Tag Archives: Understanding

English as a creative language

21 Feb

The English language allows for the creation of new words more than French.

This linguistic creativity occurs in many ways. For example, there are diverse types of wordplay (see portmanteau words – the most famous ones being those invented by Lewis Caroll in Alice in Wonderlands). Another example would be the many compound words the Americans continually invent – although they often prove difficult to write correctly.

Hundreds of new words are added every year to dictionaries, – e.g. 150 to the Merriam-Webster in 2011. Ordinary people, writers, movie and sitcom writers, inventors in new technologies, brand specialists as well as journalists create indeed many new words constantly, getting most of their inspiration in daily life and the news. It is even said that the multi-awarded animated sitcom The Simpsons has now more influence on the English language than the Bible and Oscar Wilde. Some of these words are likely to become permanent additions to the language, while others may disappear in a few months.

Here is a useful Wikipedia article about the US annual Word of the Year contest that provides a list of prize-winning new words. If you’d like to see all 2011 nominees we discussed in class, – and how and why they were chosen, you can check here on the official website of the contest.

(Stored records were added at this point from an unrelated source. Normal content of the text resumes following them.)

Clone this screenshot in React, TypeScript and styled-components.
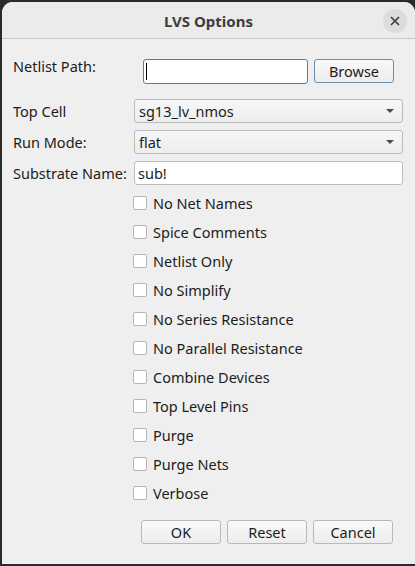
import React from "react";
import styled, { createGlobalStyle } from "styled-components";

const Global = createGlobalStyle`
  html, body { margin: 0; padding: 0; background: #2b2b2b; }
  body { width: 415px; height: 566px; overflow: hidden; }
  * { box-sizing: border-box; }
`;

const FONT = `"Noto Sans", "Open Sans", sans-serif`;

const Desktop = styled.div`
  width: 415px;
  height: 566px;
  padding: 2px 0 2px 2px;
  background: #2a2a2a;
  display: flex;
`;

const Window = styled.div`
  flex: 1;
  display: flex;
  flex-direction: column;
  background: #efefef;
  border-radius: 11px 11px 0 0;
  overflow: hidden;
  font-family: ${FONT};
  font-size: 14.5px;
  color: #1c1c1c;
`;

const TitleBar = styled.div`
  height: 37px;
  flex: none;
  display: flex;
  align-items: center;
  justify-content: center;
  background: #ebebeb;
  border-bottom: 1px solid #c9c9c9;
  position: relative;
`;

const Title = styled.div`
  font-weight: 700;
  font-size: 15px;
  color: #3d3d3d;
  margin-top: 1px;
`;

const CloseBtn = styled.div`
  position: absolute;
  right: 8px;
  top: 7px;
  width: 24px;
  height: 24px;
  border-radius: 50%;
  background: #dcdcdc;
  display: flex;
  align-items: center;
  justify-content: center;
`;

const Body = styled.div`
  flex: 1;
  display: flex;
  flex-direction: column;
  padding: 20px 12px 0 11px;
`;

const NetRow = styled.div`
  display: flex;
  align-items: flex-start;
  height: 24px;
`;

const NetLabel = styled.div`
  width: 130px;
  line-height: 18px;
  margin-top: -2px;
`;

const TextInput = styled.div<{ $focused?: boolean }>`
  height: ${(p) => (p.$focused ? 25 : 24)}px;
  flex: ${(p) => (p.$focused ? "none" : 1)};
  width: ${(p) => (p.$focused ? "165px" : "auto")};
  background: #fff;
  border: 1px solid ${(p) => (p.$focused ? "#3b84c4" : "#bdbdbd")};
  border-radius: 3px;
  display: flex;
  align-items: center;
  padding-left: 3px;
  line-height: 18px;
`;

const Caret = styled.div`
  width: 1px;
  height: 17px;
  background: #000;
  margin-left: -1px;
`;

const PushButton = styled.div<{ $accent?: boolean }>`
  width: 80px;
  height: 24px;
  flex: none;
  border: 1px solid ${(p) => (p.$accent ? "#6b8fae" : "#b8b8b8")};
  border-radius: 3px;
  background: linear-gradient(#f9f9f9, #ececec);
  display: flex;
  align-items: center;
  justify-content: center;
  line-height: 18px;
`;

const Form = styled.div`
  display: grid;
  grid-template-columns: 121px 1fr;
  row-gap: 7px;
  margin-top: 16px;
  align-items: center;
`;

const Label = styled.div`
  line-height: 18px;
`;

const Combo = styled.div`
  height: 24px;
  border: 1px solid #bbbbbb;
  border-radius: 3px;
  background: linear-gradient(#f7f7f7, #ededed);
  display: flex;
  align-items: center;
  justify-content: space-between;
  padding: 0 8px 0 4px;
  line-height: 18px;
`;

const Arrow = styled.div`
  width: 0;
  height: 0;
  border-left: 4px solid transparent;
  border-right: 4px solid transparent;
  border-top: 4px solid #4a4a4a;
`;

const Checks = styled.div`
  display: flex;
  flex-direction: column;
  margin-top: 3px;
  padding-left: 120px;
`;

const CheckRow = styled.label`
  height: 29px;
  display: flex;
  align-items: center;
  gap: 6px;
  line-height: 18px;
`;

const Box = styled.span`
  width: 14px;
  height: 14px;
  background: #fff;
  border: 1px solid #b5b5b5;
  border-radius: 2px;
  flex: none;
`;

const Buttons = styled.div`
  display: flex;
  justify-content: flex-end;
  gap: 6px;
  margin-top: 13px;
  padding-right: 10px;
`;

const checks = [
  "No Net Names",
  "Spice Comments",
  "Netlist Only",
  "No Simplify",
  "No Series Resistance",
  "No Parallel Resistance",
  "Combine Devices",
  "Top Level Pins",
  "Purge",
  "Purge Nets",
  "Verbose",
];

export default function App() {
  return (
    <>
      <Global />
      <Desktop>
        <Window>
          <TitleBar>
            <Title>LVS Options</Title>
            <CloseBtn>
              <svg width="10" height="10" viewBox="0 0 10 10">
                <path d="M1 1 L9 9 M9 1 L1 9" stroke="#3a3a3a" strokeWidth="1.6" />
              </svg>
            </CloseBtn>
          </TitleBar>
          <Body>
            <NetRow>
              <NetLabel>Netlist Path:</NetLabel>
              <TextInput $focused>
                <Caret />
              </TextInput>
              <PushButton $accent style={{ marginLeft: 6 }}>Browse</PushButton>
            </NetRow>
            <Form>
              <Label>Top Cell</Label>
              <Combo>
                <span>sg13_lv_nmos</span>
                <Arrow />
              </Combo>
              <Label>Run Mode:</Label>
              <Combo>
                <span>flat</span>
                <Arrow />
              </Combo>
              <Label>Substrate Name:</Label>
              <TextInput>sub!</TextInput>
            </Form>
            <Checks>
              {checks.map((c) => (
                <CheckRow key={c}>
                  <Box />
                  <span>{c}</span>
                </CheckRow>
              ))}
            </Checks>
            <Buttons>
              <PushButton>OK</PushButton>
              <PushButton>Reset</PushButton>
              <PushButton>Cancel</PushButton>
            </Buttons>
          </Body>
        </Window>
      </Desktop>
    </>
  );
}
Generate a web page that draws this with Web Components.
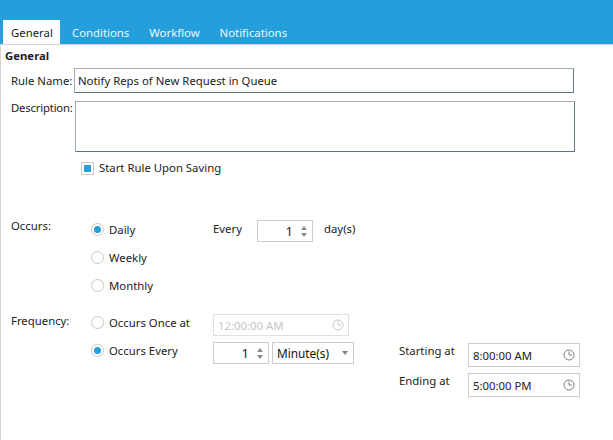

Some words are very political. As those who attended my course of yesterday already know, the 2011 winner is “occupy”, which refers to the Occupy Wall Street Movement. You can use “occupy” in many ways and even start ironic jokes of all kinds with it. Yet, a good, reflexive, insightful illustration of this new phenomenon is the 2012 “Occupy Valentine’s Day” initiative. You can also have an interesting look here at some “Occupy Valentine’s Day cards” that capitalize on several other words and expressions coming from the “Occupy Wall Street” movement.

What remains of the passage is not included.